Cottage Garden Favourites: Canary Island Broom


When I'm not writing, at the moment, I'm spending a lot of time in the garden. Still, the weeds are growing too fast for me to keep up to them, the ground elder in particular, which was seemingly introduced by the Romans (drat them) and is said to be edible. I haven't tried it, but it certainly smells lovely and I'll admit that I often leave bits of it to flower, because the blossoms are very pretty. I'm saying 'leave' but in reality, because it runs along under the ground, it's almost impossible to get rid of  it without resorting to weed killers, and I don't like them.

Anyway, in a cottage garden like mine, it doesn't seem to matter too much if there's a certain untidiness and wildness. Lots of shelter for the birds!

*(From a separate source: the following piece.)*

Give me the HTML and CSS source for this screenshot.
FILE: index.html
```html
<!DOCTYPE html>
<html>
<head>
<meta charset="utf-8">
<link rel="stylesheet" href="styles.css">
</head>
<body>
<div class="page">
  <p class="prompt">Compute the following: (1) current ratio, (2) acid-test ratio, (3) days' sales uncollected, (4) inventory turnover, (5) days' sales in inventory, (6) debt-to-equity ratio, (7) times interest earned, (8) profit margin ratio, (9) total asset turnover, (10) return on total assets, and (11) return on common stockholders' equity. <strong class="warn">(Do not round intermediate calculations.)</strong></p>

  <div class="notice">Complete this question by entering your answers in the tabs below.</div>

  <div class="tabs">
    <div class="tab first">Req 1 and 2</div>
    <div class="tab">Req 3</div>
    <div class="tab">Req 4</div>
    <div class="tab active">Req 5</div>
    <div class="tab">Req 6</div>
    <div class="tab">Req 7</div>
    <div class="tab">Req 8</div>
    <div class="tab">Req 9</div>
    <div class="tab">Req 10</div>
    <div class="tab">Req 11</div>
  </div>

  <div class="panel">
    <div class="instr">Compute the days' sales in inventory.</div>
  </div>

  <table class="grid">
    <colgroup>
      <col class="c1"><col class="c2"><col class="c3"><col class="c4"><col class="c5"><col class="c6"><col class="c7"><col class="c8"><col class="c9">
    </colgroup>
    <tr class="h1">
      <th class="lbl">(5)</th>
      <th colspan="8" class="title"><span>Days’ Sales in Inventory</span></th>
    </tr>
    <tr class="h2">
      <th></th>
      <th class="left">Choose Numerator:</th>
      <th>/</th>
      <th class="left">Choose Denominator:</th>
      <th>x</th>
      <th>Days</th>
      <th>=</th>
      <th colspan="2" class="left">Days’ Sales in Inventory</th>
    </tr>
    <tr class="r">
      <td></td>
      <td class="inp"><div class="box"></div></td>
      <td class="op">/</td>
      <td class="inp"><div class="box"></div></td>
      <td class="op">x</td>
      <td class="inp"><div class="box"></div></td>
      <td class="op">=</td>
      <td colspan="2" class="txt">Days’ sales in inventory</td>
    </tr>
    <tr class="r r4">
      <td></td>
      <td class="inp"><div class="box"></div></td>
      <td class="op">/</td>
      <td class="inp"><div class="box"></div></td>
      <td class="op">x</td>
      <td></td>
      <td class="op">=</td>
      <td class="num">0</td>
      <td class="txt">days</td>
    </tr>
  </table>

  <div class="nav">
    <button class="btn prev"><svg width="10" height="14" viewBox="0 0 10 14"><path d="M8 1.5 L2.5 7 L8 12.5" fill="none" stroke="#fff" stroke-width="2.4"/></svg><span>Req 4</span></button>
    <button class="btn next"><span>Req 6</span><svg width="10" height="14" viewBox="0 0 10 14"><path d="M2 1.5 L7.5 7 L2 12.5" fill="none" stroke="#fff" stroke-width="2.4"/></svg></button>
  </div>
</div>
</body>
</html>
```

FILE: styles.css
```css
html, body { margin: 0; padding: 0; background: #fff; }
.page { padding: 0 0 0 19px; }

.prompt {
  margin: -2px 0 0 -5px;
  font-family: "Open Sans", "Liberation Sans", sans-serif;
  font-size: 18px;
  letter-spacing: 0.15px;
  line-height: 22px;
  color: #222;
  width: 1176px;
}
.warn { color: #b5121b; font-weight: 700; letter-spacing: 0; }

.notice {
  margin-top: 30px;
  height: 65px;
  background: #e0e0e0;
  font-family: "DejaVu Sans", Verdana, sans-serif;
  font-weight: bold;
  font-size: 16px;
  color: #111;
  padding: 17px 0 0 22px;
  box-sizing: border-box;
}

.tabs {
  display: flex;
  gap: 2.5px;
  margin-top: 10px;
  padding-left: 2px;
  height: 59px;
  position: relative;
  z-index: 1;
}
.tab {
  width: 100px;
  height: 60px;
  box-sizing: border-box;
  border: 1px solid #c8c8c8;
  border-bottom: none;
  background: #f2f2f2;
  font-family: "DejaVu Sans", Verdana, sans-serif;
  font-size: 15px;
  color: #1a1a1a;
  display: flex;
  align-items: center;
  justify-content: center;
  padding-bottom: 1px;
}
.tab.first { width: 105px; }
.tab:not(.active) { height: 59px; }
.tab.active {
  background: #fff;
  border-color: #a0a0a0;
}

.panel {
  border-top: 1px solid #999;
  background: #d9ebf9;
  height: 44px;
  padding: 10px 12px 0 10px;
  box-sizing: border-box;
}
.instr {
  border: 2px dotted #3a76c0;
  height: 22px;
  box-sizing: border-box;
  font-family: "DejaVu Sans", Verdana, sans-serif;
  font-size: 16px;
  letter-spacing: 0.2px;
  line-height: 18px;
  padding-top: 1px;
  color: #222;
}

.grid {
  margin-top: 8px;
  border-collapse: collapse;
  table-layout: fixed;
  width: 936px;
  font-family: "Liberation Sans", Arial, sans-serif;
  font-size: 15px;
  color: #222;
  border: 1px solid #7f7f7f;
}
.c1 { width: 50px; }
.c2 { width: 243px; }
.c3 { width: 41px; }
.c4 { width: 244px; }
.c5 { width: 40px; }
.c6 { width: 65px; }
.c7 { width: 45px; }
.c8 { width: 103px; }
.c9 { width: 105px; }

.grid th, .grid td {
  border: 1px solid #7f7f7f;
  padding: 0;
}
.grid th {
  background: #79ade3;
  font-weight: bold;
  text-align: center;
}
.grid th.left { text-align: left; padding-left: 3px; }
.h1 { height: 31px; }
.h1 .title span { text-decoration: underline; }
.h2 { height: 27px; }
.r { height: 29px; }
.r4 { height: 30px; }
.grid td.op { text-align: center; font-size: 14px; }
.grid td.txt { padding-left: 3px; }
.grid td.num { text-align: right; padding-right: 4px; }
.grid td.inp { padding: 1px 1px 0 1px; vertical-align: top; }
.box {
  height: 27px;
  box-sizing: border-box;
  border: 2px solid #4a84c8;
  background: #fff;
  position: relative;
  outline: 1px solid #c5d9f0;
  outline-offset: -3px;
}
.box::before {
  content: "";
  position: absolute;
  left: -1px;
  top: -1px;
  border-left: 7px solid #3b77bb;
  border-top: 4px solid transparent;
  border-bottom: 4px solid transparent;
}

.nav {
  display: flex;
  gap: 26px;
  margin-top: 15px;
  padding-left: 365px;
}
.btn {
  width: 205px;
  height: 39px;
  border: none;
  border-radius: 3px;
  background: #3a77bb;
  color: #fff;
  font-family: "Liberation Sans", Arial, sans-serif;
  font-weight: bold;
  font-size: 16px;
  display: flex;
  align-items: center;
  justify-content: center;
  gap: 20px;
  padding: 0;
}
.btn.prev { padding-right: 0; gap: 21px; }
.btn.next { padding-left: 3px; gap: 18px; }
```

One of my favourite shrubs is this one, pictured above. Everyone thinks it's a forsythia, but it isn't. It's a Canary Island broom. I can't remember where I bought it, but it was a very small, thin plant and like everything else in this ancient garden it has grown into this robust monster! It seems to like it here. It flowers quite late in Ayrshire. This is it in full bright bloom, more or less at the same time as the dazzling 'whins' or gorse bushes, and the may blossoms, in all the country round about.

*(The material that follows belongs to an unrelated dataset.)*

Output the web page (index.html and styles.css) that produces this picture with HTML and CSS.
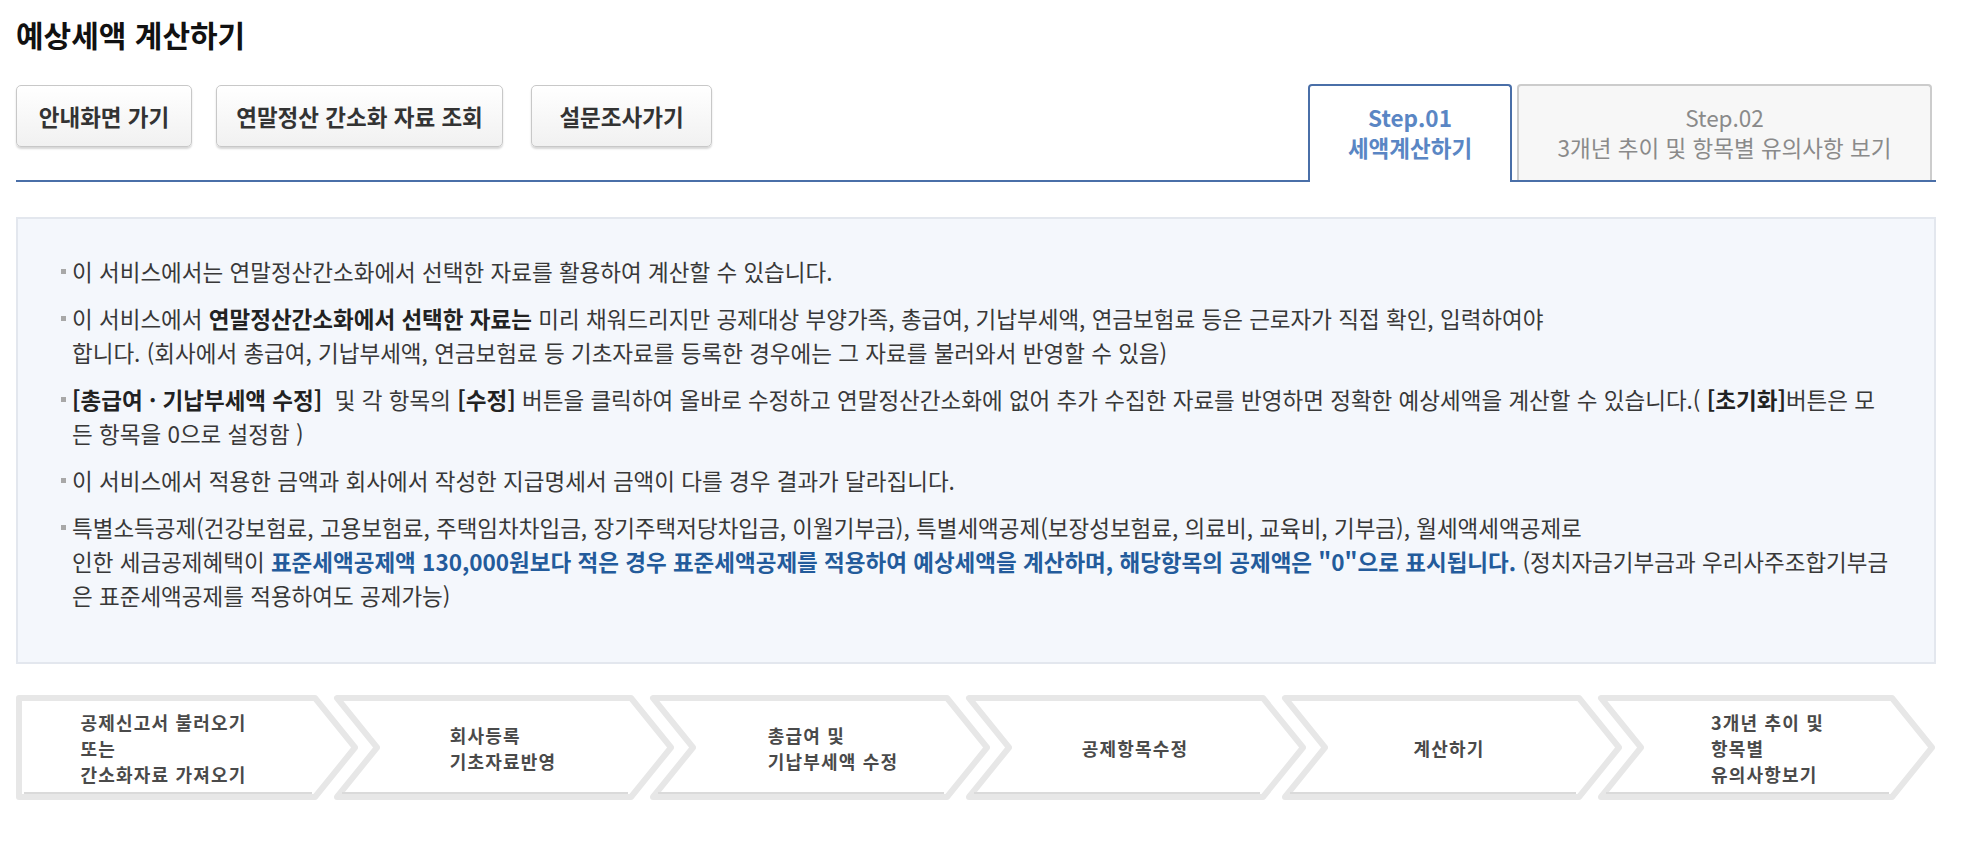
FILE: index.html
```html
<!DOCTYPE html>
<html lang="ko">
<head>
<meta charset="utf-8">
<title>예상세액 계산하기</title>
<link rel="stylesheet" href="styles.css">
</head>
<body>
<div class="page">
  <h1 class="title">예상세액 계산하기</h1>

  <div class="toolbar">
    <div class="btns">
      <button class="btn btn-guide" type="button">안내화면 가기</button>
      <button class="btn btn-lookup" type="button">연말정산 간소화 자료 조회</button>
      <button class="btn btn-survey" type="button">설문조사가기</button>
    </div>
    <div class="tabs">
      <div class="tab tab-on">
        <span class="tab-step">Step.01</span>
        <span class="tab-name">세액계산하기</span>
      </div>
      <div class="tab tab-off">
        <span class="tab-step">Step.02</span>
        <span class="tab-name">3개년 추이 및 항목별 유의사항 보기</span>
      </div>
    </div>
  </div>

  <div class="info">
    <ul class="notes">
      <li>이 서비스에서는 연말정산간소화에서 선택한 자료를 활용하여 계산할 수 있습니다.</li>
      <li>이 서비스에서 <b>연말정산간소화에서 선택한 자료는</b> 미리 채워드리지만 공제대상 부양가족, 총급여, 기납부세액, 연금보험료 등은 근로자가 직접 확인, 입력하여야<br>합니다. (회사에서 총급여, 기납부세액, 연금보험료 등 기초자료를 등록한 경우에는 그 자료를 불러와서 반영할 수 있음)</li>
      <li><b>[총급여 · 기납부세액 수정]</b>&nbsp; 및 각 항목의 <b>[수정]</b> 버튼을 클릭하여 올바로 수정하고 연말정산간소화에 없어 추가 수집한 자료를 반영하면 정확한 예상세액을 계산할 수 있습니다.( <b>[초기화]</b>버튼은 모<br>든 항목을 0으로 설정함 )</li>
      <li>이 서비스에서 적용한 금액과 회사에서 작성한 지급명세서 금액이 다를 경우 결과가 달라집니다.</li>
      <li>특별소득공제(건강보험료, 고용보험료, 주택임차차입금, 장기주택저당차입금, 이월기부금), 특별세액공제(보장성보험료, 의료비, 교육비, 기부금), 월세액세액공제로<br>인한 세금공제혜택이 <b class="blue">표준세액공제액 130,000원보다 적은 경우 표준세액공제를 적용하여 예상세액을 계산하며, 해당항목의 공제액은 "0"으로 표시됩니다.</b> (정치자금기부금과 우리사주조합기부금<br>은 표준세액공제를 적용하여도 공제가능)</li>
    </ul>
  </div>

  <div class="flow">
    <svg class="flow-bg" width="1920" height="105" viewBox="0 0 1920 105" aria-hidden="true">
      <g fill="#ffffff" stroke="#e7e7e7" stroke-width="6" stroke-linejoin="round">
        <polygon points="3,3 299,3 339,52.5 299,102 3,102"/>
        <polygon points="321,3 615,3 655,52.5 615,102 321,102 361,52.5"/>
        <polygon points="637,3 931,3 971,52.5 931,102 637,102 677,52.5"/>
        <polygon points="953,3 1247,3 1287,52.5 1247,102 953,102 993,52.5"/>
        <polygon points="1269,3 1563,3 1603,52.5 1563,102 1269,102 1309,52.5"/>
        <polygon points="1585,3 1876,3 1916,52.5 1876,102 1585,102 1625,52.5"/>
      </g>
      <g stroke="#dadada" stroke-width="2">
        <line x1="8" y1="98" x2="296" y2="98"/>
        <line x1="326" y1="98" x2="612" y2="98"/>
        <line x1="642" y1="98" x2="928" y2="98"/>
        <line x1="958" y1="98" x2="1244" y2="98"/>
        <line x1="1274" y1="98" x2="1560" y2="98"/>
        <line x1="1590" y1="98" x2="1873" y2="98"/>
      </g>
    </svg>
    <div class="flow-steps">
      <div class="flow-step flow-first"><p>공제신고서 불러오기<br>또는<br>간소화자료 가져오기</p></div>
      <div class="flow-step"><p>회사등록<br>기초자료반영</p></div>
      <div class="flow-step flow-shift-r"><p>총급여 및<br>기납부세액 수정</p></div>
      <div class="flow-step"><p>공제항목수정</p></div>
      <div class="flow-step flow-shift-l"><p>계산하기</p></div>
      <div class="flow-step"><p>3개년 추이 및<br>항목별<br>유의사항보기</p></div>
    </div>
  </div>
</div>
</body>
</html>
```

FILE: styles.css
```css
* {
  box-sizing: border-box;
}

html,
body {
  margin: 0;
  padding: 0;
  background: #ffffff;
}

body {
  font-family: "Noto Sans CJK KR", "Noto Sans", sans-serif;
  color: #333333;
}

.page {
  padding: 0 32px 0 16px;
}

.title {
  margin: 0;
  padding-top: 16px;
  font-size: 30px;
  line-height: 36px;
  font-weight: 700;
  color: #111111;
}

/* toolbar: buttons + step tabs */
.toolbar {
  display: flex;
  justify-content: space-between;
  align-items: flex-start;
  height: 98px;
  margin-top: 32px;
  border-bottom: 2px solid #4a6fa8;
}

.btns {
  display: flex;
  gap: 24px;
  margin-top: 1px;
}

.btn {
  height: 62px;
  padding: 0;
  font-family: inherit;
  font-size: 22.5px;
  font-weight: 700;
  color: #333333;
  background: linear-gradient(#ffffff, #f1f1f1);
  border: 1px solid #c8c8c8;
  border-radius: 5px;
  box-shadow: 0 2px 2px rgba(0, 0, 0, 0.16);
}

.btn-guide {
  width: 176px;
}

.btn-lookup {
  width: 287px;
}

.btn-survey {
  width: 181px;
  margin-left: 4px;
}

.tabs {
  display: flex;
  gap: 5px;
  margin-right: 4px;
}

.tab {
  display: flex;
  flex-direction: column;
  align-items: center;
  padding-top: 16px;
  font-size: 22.5px;
  line-height: 30px;
  border-radius: 4px 4px 0 0;
}

.tab-on {
  width: 204px;
  height: 98px;
  background: #ffffff;
  border: 2px solid #4a6fa8;
  border-bottom: none;
  color: #5a86c4;
  font-weight: 700;
}

.tab-off {
  width: 415px;
  height: 96px;
  background: #f7f7f7;
  border: 2px solid #cccccc;
  border-bottom: none;
  color: #8a8a8a;
}

/* info box */
.info {
  margin-top: 35px;
  padding: 35px 30px 50px 0;
  background: #f4f7fc;
  border: 2px solid #e3e7ee;
}

.notes {
  list-style: none;
  margin: 0;
  padding: 0;
}

.notes li {
  position: relative;
  padding-left: 54px;
  font-size: 22.5px;
  line-height: 34px;
  white-space: nowrap;
  color: #383838;
}

.notes li + li {
  margin-top: 13px;
}

.notes li::before {
  content: "";
  position: absolute;
  left: 43px;
  top: 15px;
  width: 5px;
  height: 5px;
  background: #a8a8a8;
}

.notes b {
  color: #222222;
}

.notes b.blue {
  color: #235b9b;
}

/* process flow */
.flow {
  position: relative;
  margin-top: 31px;
  width: 1920px;
  height: 105px;
}

.flow-bg {
  position: absolute;
  left: 0;
  top: 0;
}

.flow-steps {
  position: relative;
  display: grid;
  grid-template-columns: 339px repeat(4, 316px) 317px;
  height: 105px;
}

.flow-step {
  display: flex;
  align-items: center;
  justify-content: center;
  padding: 0 40px 0 20px;
}

.flow-first {
  padding: 0 44px 0 0;
}

.flow-shift-r {
  padding: 0 26px 0 34px;
}

.flow-shift-l {
  padding: 0 42px 0 18px;
}

.flow-step p {
  margin: 0;
  font-size: 18px;
  line-height: 26px;
  font-weight: 700;
  letter-spacing: 1.2px;
  color: #4a4a4a;
}
```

By the way, the old saying 'ne'er cast a clout till may be out' refers to the may or hawthorn blossoms and not the month. I'll post some pictures of them soon, when they're at their best. We have a big hawthorn in the hedge at the bottom of the garden.

I grew up knowing with absolute certainty that you should never bring these blossoms into your house. I suspect this belief came from my Irish nana, Honora Flynn. It was deemed to be unlucky. The reason for this may have been as prosaic as the fact that the heady scent attracts insects, but I think it much more likely that - as a tree often dedicated to the fairies, or 'good people' - you meddle with it at your peril. So you should admire, but don't chop. That's what my nana thought, anyway.

Meanwhile, the may is just coming into beautiful scented bloom here, so you can take off your winter woollies. Allegedly.